Upper airway illnesses are the leading cause of sickness in children all over the world.
They result in many missed school days for the child, and many sleepless nights for the parent. Interestingly most parents do not understand why they occur, and that something can be done to prevent them as well as reduce the severity when they do occur.
What are upper airway illnesses?
The upper airway is the area between the nose and mouth and the larynx (voice box). When we breathe, air passes through this area first before getting into the lower airway (from larynx to the deepest parts of the lungs).
How does this area get sick?
The leading cause of sickness in this area is acute viral infection. This area protects the lower airway. This means, all the dirt and many germs that we take in from the air as we breathe are arrested in the upper airway so that what gets into the lower airway is “clean”. The lymph node collections in the upper airway include the tonsils and the adenoids. They act like police stations, where the body has a collection of the germ fighting cells. Occasionally the system succumbs to invective agents and sickness results.
What sickness is this?
Most common is what we call upper respiratory tract infection. Over 90 % of the time this is due to viruses. Commonly we talk of flu or influenza. Medically there are different classifications depending on the location and nature of infection. These include pharynx- pharyingitis, tonsils- tonsillitis, adenoids,-adenoiditis, sinus- sinusitis and larynx-laryngitis. In less than 10 % the resulting infection is bacterial. It is important to make this distinction because bacterial infections have to be treated with antibiotics.
What can I give my child when they have a viral upper airway infection?
The treatment shall be symptomatic. This means the child, or even adult, is given
medication to control symptoms such as fever, pains, sore throat, running or blocked nose, and their body has to fight off the virus on its own.
Are there medicines for viruses?
Mostly no, there are a few viruses for which there is specific medicine. This is the main reason there is always major global concerns when there is an outbreak of a dangerous viral infection, such as swine flu or bird flu. If this were to spread out of control, millions would die.
Why is it that it seems children less than six years are the ones that suffer from flu most?
It is because after birth children have their mothers’ antibodies (the soldiers that fight off
viral infections) for about 6 months. They also get antibodies from mother’s breast milk. After 6 months they loose these antibodies, and have to make their own. The body’s way of making antibodies involves exposure to the germs, especially viruses. The body then fights off the virus and makes antibodies in the process. Once made, these are stored for life, even if the virus is destroyed. This then means that the same virus can not affect that person twice. By about the age of six years, most children have made adequate antibodies to keep off most viruses.
What can I do to help my child keep off viral upper airway infections?
There are some infections that your child must get, as this is the process of acquiring immunity. However, we know that some factors increase the likelihood of having repeated or frequent viral infections.
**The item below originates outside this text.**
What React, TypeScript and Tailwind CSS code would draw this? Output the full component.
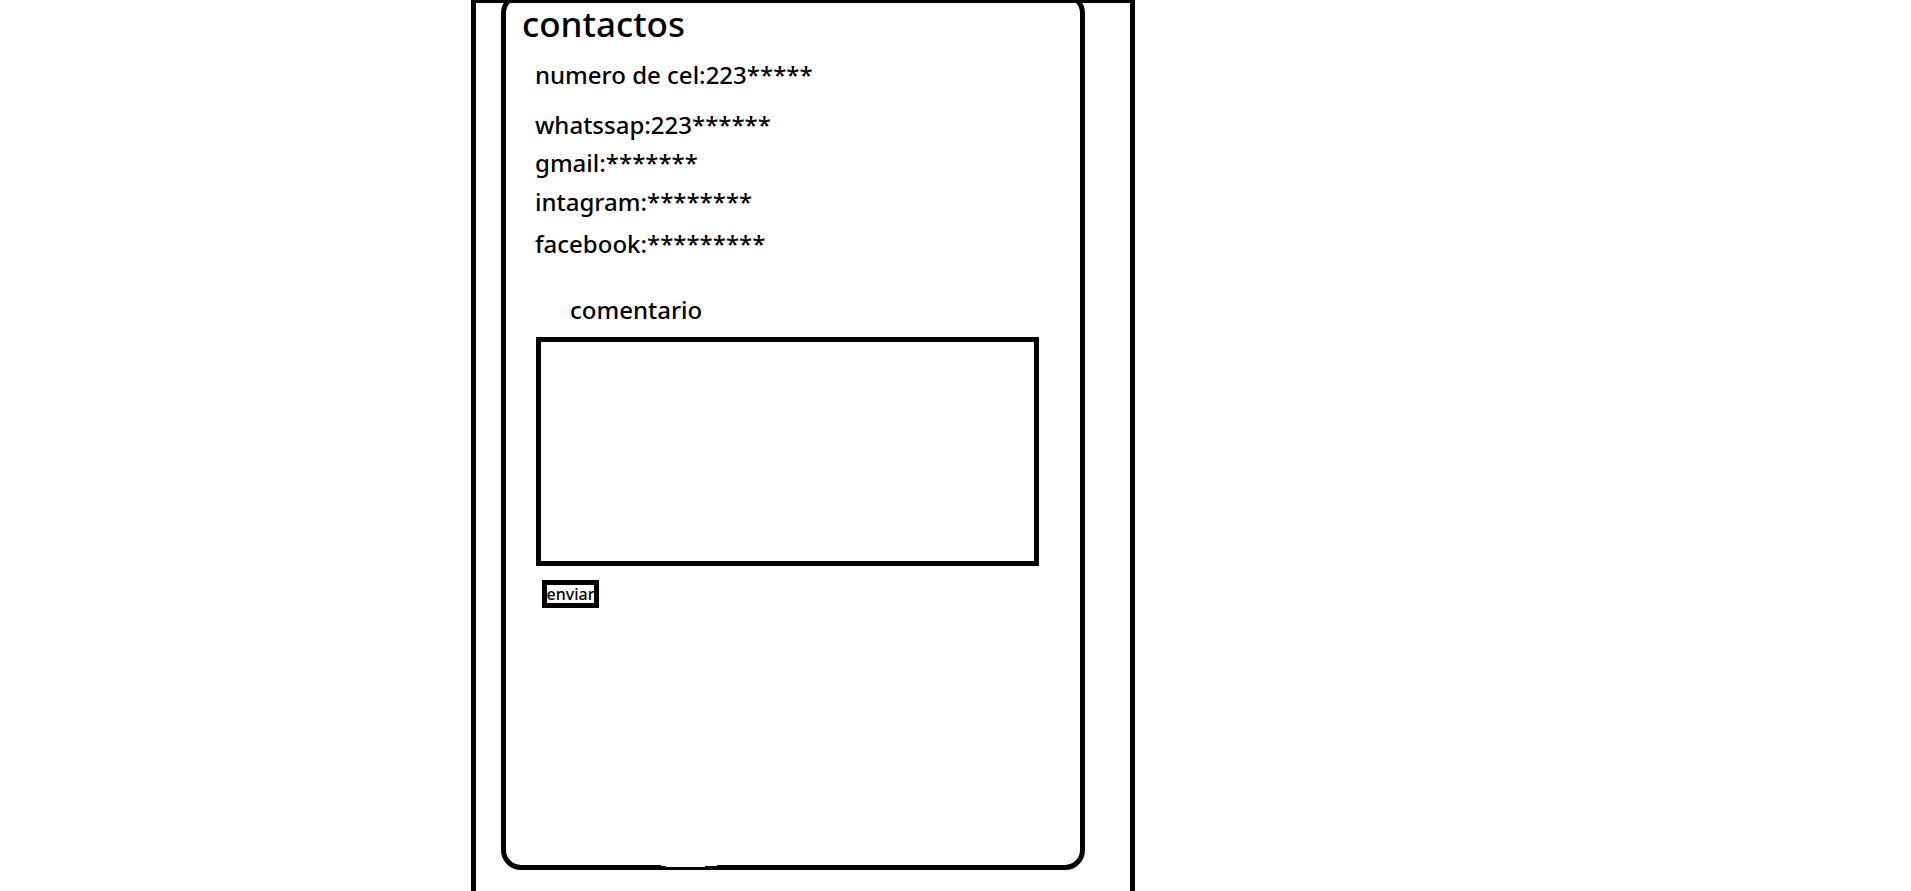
const contacts = [
  { text: 'numero de cel:223*****', gap: 'mt-[15px]' },
  { text: 'whatssap:223******', gap: 'mt-[18px]' },
  { text: 'gmail:*******', gap: 'mt-1.5' },
  { text: 'intagram:********', gap: 'mt-[7px]' },
  { text: 'facebook:*********', gap: 'mt-2.5' },
];

export default function App() {
  return (
    <div className="grid min-h-screen grid-cols-[471fr_664fr_776fr] overflow-hidden bg-white font-['Noto_Sans',sans-serif] font-medium text-black">
      <main className="col-start-2 flex flex-col border-x-5 border-t-3 border-black pr-[45px] pb-[21px] pl-[25px]">
        <section className="relative -mt-2.5 flex grow flex-col rounded-[20px] border-5 border-black pt-1.5">
          <h1 className="pl-4 text-[35px] leading-10">contactos</h1>

          <ul className="pl-[29px] text-2xl leading-8">
            {contacts.map(({ text, gap }) => (
              <li key={text} className={gap}>
                {text}
              </li>
            ))}
          </ul>

          <form className="flex flex-col items-start pr-[41px] pl-[30px]" onSubmit={(e) => e.preventDefault()}>
            <label htmlFor="comentario" className="mt-[34px] pl-[34px] text-2xl leading-8">
              comentario
            </label>
            <textarea
              id="comentario"
              className="mt-[11px] block h-[229px] w-full resize-none border-5 border-black bg-white p-2 text-2xl outline-none"
            />
            <button
              type="submit"
              className="mt-3.5 ml-1.5 flex h-7 w-[57px] items-center justify-center overflow-hidden border-5 border-black bg-white text-base leading-5"
            >
              enviar
            </button>
          </form>

          {/* Worn spot on the card's bottom edge */}
          <svg
            aria-hidden="true"
            className="absolute -bottom-0.5 left-[27%] h-0.5 w-14"
            viewBox="0 0 56 2"
            shapeRendering="crispEdges"
          >
            <path d="M0 0H56V1H44V2H5V1H0Z" fill="#fff" />
          </svg>
        </section>
      </main>
    </div>
  );
}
Such factors are diet that is poor in natural anti-oxidants. These
are special components of our food that work our antibodies and fighter cells to kill viruses. Anti-oxidants are found in fruits, vegetables and most natural foods. These should then
form the bulk of what your children eat. Being physically active also plays a part in enhancing natural immunity. There are special circumstances such as children with asthma. This is a genetic disorder affecting the upper and lower airway and if not well managed, will result in the child having recurrent infections of the upper airway. When well managed the child has a perfectly normal life.